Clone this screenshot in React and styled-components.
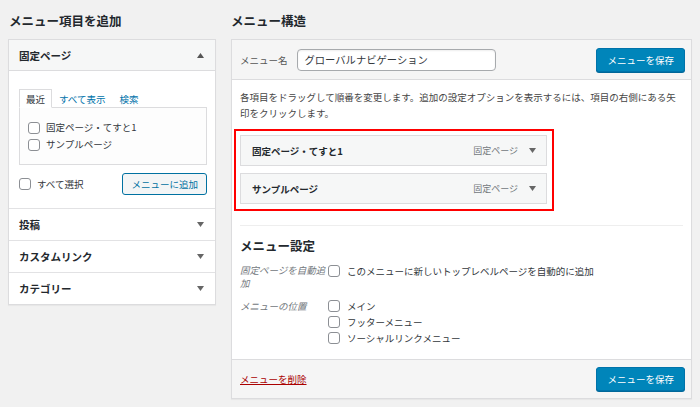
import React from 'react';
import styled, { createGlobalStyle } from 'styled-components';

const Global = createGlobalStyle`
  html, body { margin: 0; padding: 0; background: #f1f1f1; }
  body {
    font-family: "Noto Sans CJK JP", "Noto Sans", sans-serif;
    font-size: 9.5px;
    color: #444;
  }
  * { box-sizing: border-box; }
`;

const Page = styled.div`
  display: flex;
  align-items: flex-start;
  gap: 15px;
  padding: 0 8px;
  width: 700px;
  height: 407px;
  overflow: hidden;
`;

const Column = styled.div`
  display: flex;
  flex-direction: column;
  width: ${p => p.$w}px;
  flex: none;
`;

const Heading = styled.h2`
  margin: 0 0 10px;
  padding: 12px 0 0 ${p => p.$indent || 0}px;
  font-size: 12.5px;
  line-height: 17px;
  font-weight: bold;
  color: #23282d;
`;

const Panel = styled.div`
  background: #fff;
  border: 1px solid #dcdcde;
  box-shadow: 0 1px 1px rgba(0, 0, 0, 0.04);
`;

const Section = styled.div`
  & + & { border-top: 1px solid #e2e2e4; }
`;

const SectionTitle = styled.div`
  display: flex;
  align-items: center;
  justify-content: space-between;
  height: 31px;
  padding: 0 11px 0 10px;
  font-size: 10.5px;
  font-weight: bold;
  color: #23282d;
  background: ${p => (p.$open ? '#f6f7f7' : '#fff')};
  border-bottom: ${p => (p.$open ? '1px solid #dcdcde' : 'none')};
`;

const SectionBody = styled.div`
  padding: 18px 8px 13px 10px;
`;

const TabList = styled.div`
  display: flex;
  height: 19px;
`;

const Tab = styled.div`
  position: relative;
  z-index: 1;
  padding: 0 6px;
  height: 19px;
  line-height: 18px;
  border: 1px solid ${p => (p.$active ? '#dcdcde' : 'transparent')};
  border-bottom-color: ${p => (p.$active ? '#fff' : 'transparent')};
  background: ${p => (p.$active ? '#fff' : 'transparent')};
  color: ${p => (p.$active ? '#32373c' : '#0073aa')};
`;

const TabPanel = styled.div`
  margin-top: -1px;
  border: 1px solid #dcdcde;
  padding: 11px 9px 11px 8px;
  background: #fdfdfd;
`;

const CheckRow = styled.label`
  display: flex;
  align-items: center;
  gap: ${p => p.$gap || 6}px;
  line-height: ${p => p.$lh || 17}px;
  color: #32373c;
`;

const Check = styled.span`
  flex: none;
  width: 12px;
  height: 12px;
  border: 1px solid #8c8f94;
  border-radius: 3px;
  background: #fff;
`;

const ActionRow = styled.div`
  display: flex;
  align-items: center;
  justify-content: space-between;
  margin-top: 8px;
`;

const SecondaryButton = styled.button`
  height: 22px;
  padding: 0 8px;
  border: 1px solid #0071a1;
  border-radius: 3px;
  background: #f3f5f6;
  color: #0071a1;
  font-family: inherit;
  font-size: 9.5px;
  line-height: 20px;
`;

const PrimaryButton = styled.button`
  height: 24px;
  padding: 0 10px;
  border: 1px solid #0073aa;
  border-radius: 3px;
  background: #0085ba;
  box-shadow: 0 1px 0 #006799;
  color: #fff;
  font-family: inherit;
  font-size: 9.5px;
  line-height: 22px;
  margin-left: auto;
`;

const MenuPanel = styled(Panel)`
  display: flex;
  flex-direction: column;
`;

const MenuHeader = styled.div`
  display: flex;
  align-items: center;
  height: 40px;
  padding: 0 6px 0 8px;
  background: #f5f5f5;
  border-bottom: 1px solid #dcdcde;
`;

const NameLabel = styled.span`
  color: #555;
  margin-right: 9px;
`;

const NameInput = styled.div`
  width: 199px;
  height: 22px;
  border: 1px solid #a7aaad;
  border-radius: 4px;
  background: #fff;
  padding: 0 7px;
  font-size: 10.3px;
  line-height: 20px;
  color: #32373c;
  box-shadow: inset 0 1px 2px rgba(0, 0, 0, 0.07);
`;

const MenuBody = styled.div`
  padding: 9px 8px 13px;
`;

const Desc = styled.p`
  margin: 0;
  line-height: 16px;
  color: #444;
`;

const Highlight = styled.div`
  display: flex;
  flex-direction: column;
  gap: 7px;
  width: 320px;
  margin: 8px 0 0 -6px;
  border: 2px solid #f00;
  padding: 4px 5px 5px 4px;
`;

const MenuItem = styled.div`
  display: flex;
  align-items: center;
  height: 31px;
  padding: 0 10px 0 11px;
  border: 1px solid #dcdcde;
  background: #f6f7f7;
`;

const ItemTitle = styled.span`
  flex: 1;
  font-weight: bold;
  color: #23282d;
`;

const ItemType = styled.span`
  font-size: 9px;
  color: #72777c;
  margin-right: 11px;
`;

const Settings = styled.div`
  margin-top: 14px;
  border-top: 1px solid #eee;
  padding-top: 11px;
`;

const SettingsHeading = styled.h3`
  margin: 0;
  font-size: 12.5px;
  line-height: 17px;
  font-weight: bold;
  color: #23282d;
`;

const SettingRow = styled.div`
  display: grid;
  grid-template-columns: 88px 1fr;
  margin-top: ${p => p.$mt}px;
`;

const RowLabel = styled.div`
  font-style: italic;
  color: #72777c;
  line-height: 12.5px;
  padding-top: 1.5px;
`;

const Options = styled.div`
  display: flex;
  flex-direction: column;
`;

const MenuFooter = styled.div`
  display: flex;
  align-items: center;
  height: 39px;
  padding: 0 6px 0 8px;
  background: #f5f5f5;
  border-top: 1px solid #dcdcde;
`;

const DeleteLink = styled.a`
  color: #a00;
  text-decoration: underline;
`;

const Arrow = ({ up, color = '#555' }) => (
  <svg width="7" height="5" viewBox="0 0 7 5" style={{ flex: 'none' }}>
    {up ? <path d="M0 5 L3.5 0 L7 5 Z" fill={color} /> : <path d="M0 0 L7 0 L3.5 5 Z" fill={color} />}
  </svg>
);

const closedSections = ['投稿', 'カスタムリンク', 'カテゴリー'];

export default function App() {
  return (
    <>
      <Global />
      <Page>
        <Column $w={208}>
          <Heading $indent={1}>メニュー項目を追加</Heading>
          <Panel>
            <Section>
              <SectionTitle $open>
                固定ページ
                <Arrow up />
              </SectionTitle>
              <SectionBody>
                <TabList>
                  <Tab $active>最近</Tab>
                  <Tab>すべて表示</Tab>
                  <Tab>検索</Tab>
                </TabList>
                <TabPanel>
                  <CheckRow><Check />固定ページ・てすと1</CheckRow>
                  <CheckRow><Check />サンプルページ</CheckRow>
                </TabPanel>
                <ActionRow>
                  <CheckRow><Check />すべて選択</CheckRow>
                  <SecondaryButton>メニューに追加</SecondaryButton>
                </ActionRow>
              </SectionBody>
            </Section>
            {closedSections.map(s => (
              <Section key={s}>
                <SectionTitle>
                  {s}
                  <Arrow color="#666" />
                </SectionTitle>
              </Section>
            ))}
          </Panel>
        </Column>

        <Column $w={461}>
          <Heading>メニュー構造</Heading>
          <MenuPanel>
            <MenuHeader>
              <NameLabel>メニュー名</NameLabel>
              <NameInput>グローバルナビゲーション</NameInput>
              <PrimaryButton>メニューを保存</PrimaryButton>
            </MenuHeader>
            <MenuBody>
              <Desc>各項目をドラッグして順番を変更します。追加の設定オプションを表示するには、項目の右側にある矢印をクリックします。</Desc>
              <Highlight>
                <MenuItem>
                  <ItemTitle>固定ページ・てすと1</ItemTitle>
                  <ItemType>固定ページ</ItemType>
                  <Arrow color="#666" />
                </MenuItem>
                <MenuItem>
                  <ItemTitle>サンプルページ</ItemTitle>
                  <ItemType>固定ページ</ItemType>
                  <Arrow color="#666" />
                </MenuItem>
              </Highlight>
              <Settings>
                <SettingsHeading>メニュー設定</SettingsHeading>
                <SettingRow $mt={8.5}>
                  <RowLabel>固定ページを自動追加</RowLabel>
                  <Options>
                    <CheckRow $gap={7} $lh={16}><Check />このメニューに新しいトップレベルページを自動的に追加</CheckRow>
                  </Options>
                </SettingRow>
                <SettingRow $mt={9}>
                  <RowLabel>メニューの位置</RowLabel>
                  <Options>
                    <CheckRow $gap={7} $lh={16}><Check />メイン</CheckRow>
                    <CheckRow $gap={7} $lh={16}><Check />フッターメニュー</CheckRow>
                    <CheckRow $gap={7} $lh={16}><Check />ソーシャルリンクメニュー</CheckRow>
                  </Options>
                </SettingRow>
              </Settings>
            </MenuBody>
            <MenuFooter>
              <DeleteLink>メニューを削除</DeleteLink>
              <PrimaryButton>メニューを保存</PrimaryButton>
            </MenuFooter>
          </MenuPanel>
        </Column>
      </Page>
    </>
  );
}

########################################

What you will do → Select and copy every line of the listing with the word "React".

Full response →
Clone this screenshot in React and styled-components.
import React from 'react';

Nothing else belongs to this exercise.